Une connexion entre eux s’installe, elle permet par ailleurs à Ida de se rapprocher d’Anna et cette relation qui évolue entre les deux sœurs est une des belles choses du film.

Les adultes sont présents tout en étant extérieurs aux drames, les enfants sont dans leurs mondes et changent en présence des grands, les scènes d’Ida qui refuse de dire la vérité à sa mère sont très réalistes (du vécu oui !).
 
Un peu flippant mais juste ce qu’il faut pour ma grande sensibilité ! On attend les drames, les scènes violentes et la mise en scène joue bien sur ce laps de temps entre ce qu’on devine qui va arriver et le résultat.
Un film intriguant et troublant qui parle de l’enfance et de ses failles, de ses contradictions et de ses mystères.
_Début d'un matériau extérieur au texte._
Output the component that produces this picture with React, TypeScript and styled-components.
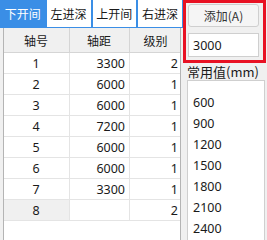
import React from 'react';
import styled, { createGlobalStyle } from 'styled-components';

const Global = createGlobalStyle`
  html, body { margin: 0; padding: 0; background: #f0f0f0; }
  body {
    font-family: "Segoe UI", "Noto Sans", "Noto Sans CJK SC", sans-serif;
    font-size: 12px;
    color: #1a1a1a;
  }
  * { box-sizing: border-box; }
`;

const Page = styled.div`
  display: flex;
  width: 267px;
  height: 240px;
  overflow: hidden;
`;

const Left = styled.div`
  width: 183px;
  display: flex;
  flex-direction: column;
`;

const Tabs = styled.div`
  display: flex;
  height: 28px;
`;

const Tab = styled.div<{ $active?: boolean }>`
  width: 46px;
  height: 28px;
  display: flex;
  align-items: center;
  justify-content: center;
  border: 1px solid #3a8ee6;
  border-top: none;
  background: ${(p) => (p.$active ? '#3a8ee6' : '#ffffff')};
  color: ${(p) => (p.$active ? '#ffffff' : '#1a1a1a')};
  font-family: "Noto Sans CJK SC", sans-serif;
  font-size: 12px;
  white-space: nowrap;
`;

const Table = styled.div`
  flex: 1;
  margin-left: 3px;
  width: 178px;
  background: #ffffff;
  border-left: 1px solid #b4b4b4;
  border-right: 1px solid #b4b4b4;
`;

const Row = styled.div<{ $head?: boolean }>`
  display: grid;
  grid-template-columns: 66px 60px 1fr;
  height: ${(p) => (p.$head ? '25px' : '21px')};
  border-bottom: 1px solid ${(p) => (p.$head ? '#d5d5d5' : '#e4e4e4')};
  background: ${(p) => (p.$head ? '#f0f0f0' : '#ffffff')};
`;

const Cell = styled.div<{ $align?: 'left' | 'center' | 'right'; $gray?: boolean; $head?: boolean }>`
  display: flex;
  align-items: center;
  justify-content: ${(p) =>
    p.$align === 'right' ? 'flex-end' : p.$align === 'left' ? 'flex-start' : 'center'};
  padding: 0 4px 0 3px;
  border-right: 1px solid ${(p) => (p.$head ? '#d5d5d5' : '#e4e4e4')};
  background: ${(p) => (p.$gray ? '#f0f0f0' : 'transparent')};
  font-family: ${(p) => (p.$head ? '"Noto Sans CJK SC", sans-serif' : 'inherit')};
  font-size: ${(p) => (p.$head ? '12px' : '12.5px')};
  &:last-child { border-right: none; padding-right: 2px; }
`;

const Right = styled.div`
  width: 84px;
  display: flex;
  flex-direction: column;
`;

const Highlight = styled.div`
  width: 83px;
  height: 63px;
  border: 3px solid #e81123;
  padding: 1px 4px 3px 2px;
  display: flex;
  flex-direction: column;
  gap: 6px;
`;

const Button = styled.div`
  height: 23px;
  border: 1px solid #cfcfcf;
  border-radius: 3px;
  background: #f5f5f5;
  display: flex;
  align-items: center;
  justify-content: center;
  font-family: "Noto Sans CJK SC", sans-serif;
  font-size: 12px;
  color: #333;
`;

const Input = styled.div`
  height: 24px;
  border: 1px solid #cfcfcf;
  background: #ffffff;
  display: flex;
  align-items: center;
  padding-left: 4px;
  font-size: 12.5px;
`;

const Label = styled.div`
  margin: 1px 0 0 4px;
  height: 16px;
  line-height: 16px;
  font-family: "Noto Sans CJK SC", sans-serif;
  font-size: 13px;
  white-space: nowrap;
`;

const List = styled.div`
  margin: 0 2px 0 4px;
  flex: 1;
  background: #ffffff;
  border: 1px solid #cfcfcf;
  border-bottom: none;
  padding-top: 11px;
`;

const Item = styled.div`
  height: 21px;
  line-height: 21px;
  padding-left: 5px;
  font-size: 12.5px;
`;

const rows: [string, string, string][] = [
  ['1', '3300', '2'],
  ['2', '6000', '1'],
  ['3', '6000', '1'],
  ['4', '7200', '1'],
  ['5', '6000', '1'],
  ['6', '6000', '1'],
  ['7', '3300', '1'],
  ['8', '', '2'],
];

const values = ['600', '900', '1200', '1500', '1800', '2100', '2400'];

export default function App() {
  return (
    <Page>
      <Global />
      <Left>
        <Tabs>
          <Tab $active>下开间</Tab>
          <Tab>左进深</Tab>
          <Tab>上开间</Tab>
          <Tab>右进深</Tab>
        </Tabs>
        <Table>
          <Row $head>
            <Cell $head>轴号</Cell>
            <Cell $head>轴距</Cell>
            <Cell $head>级别</Cell>
          </Row>
          {rows.map((r, i) => (
            <Row key={i}>
              <Cell $gray={i === rows.length - 1}>{r[0]}</Cell>
              <Cell $align="right">{r[1]}</Cell>
              <Cell $align="right">{r[2]}</Cell>
            </Row>
          ))}
        </Table>
      </Left>
      <Right>
        <Highlight>
          <Button>添加(A)</Button>
          <Input>3000</Input>
        </Highlight>
        <Label>常用值(mm)</Label>
        <List>
          {values.map((v) => (
            <Item key={v}>{v}</Item>
          ))}
        </List>
      </Right>
    </Page>
  );
}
Les 4 enfants sont déments. Un mélange très réussi de réalisme et de fantastique autant sur le fond que sur la forme visuelle très belle.

Great Freedom de Sebastian Meise
 
L’histoire de Hans Hoffmann. Il est gay et l’homosexualité, dans l’Allemagne d’après-guerre, est illégale selon le paragraphe 175 du Code pénal. Mais il s’obstine à rechercher la liberté et l’amour même en prison...
 
L’article 175 qui permet donc de mettre des caméras dans des toilettes publiques et de filmer les mecs pour les emprisonner ensuite. Cet article 175 qui remet les homosexuels en prison dès leur sortie des camps de concentration, je n’ai pas les mots.
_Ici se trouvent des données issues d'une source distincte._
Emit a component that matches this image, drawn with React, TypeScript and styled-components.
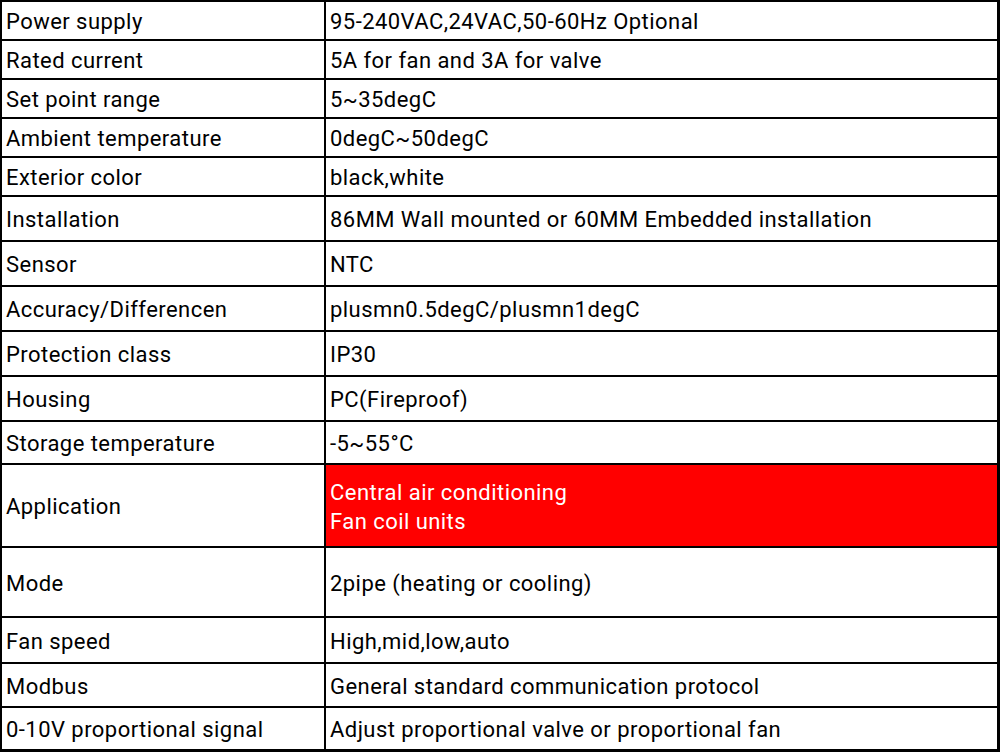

La vie de Hans (le génial Franz Rogowski) est ponctuée d’amour et de prison. A chaque fois qu’il aime ou s’amuse on l’y envoie. Le film va nous raconter son histoire à travers 3 périodes qui s’entremêlent : 1945, 1957 et 1968-69.
Hans n’est pas un rebelle, il veut juste être lui-même et être libre d’aimer ce qui le conduit souvent au trou dans des conditions inhumaines. Mais c’est un survivant qui encaisse. Hans qui garde espoir, un vrai mec bien aux valeurs d’entraide et de solidarité.
 
Même en prison, le jeu de la séduction malgré tout, le rapprochement et la promiscuité, les subterfuges pour assouvir ses désirs et son besoin d’amour avec des hommes rencontrés dehors et emprisonnés comme lui. Et puis il y a Viktor, son compagnon de cellule à plusieurs reprises, dont le regard intolérant va se transformer. Personnage avec lequel le film aborde un peu la difficile réinsertion pour les longues peines.
 
Un très bon film bouleversant par son injustice, la violence psychologique subie par Hans et ses pairs mais duquel se dégage beaucoup d’humanité. Dans l’univers glauque et dur de la prison, les scènes d’amour et de tendresse sont si émouvantes, filmées avec pudeur et douceur. La grande question de se conformer à la société quitte à devenir quelqu’un d’autre ou garder sa liberté quoi qu’il en coûte. La liberté de choisir la vie qu’on veut mener, un choix que personne ne devrait juger… Un choix final en totale liberté…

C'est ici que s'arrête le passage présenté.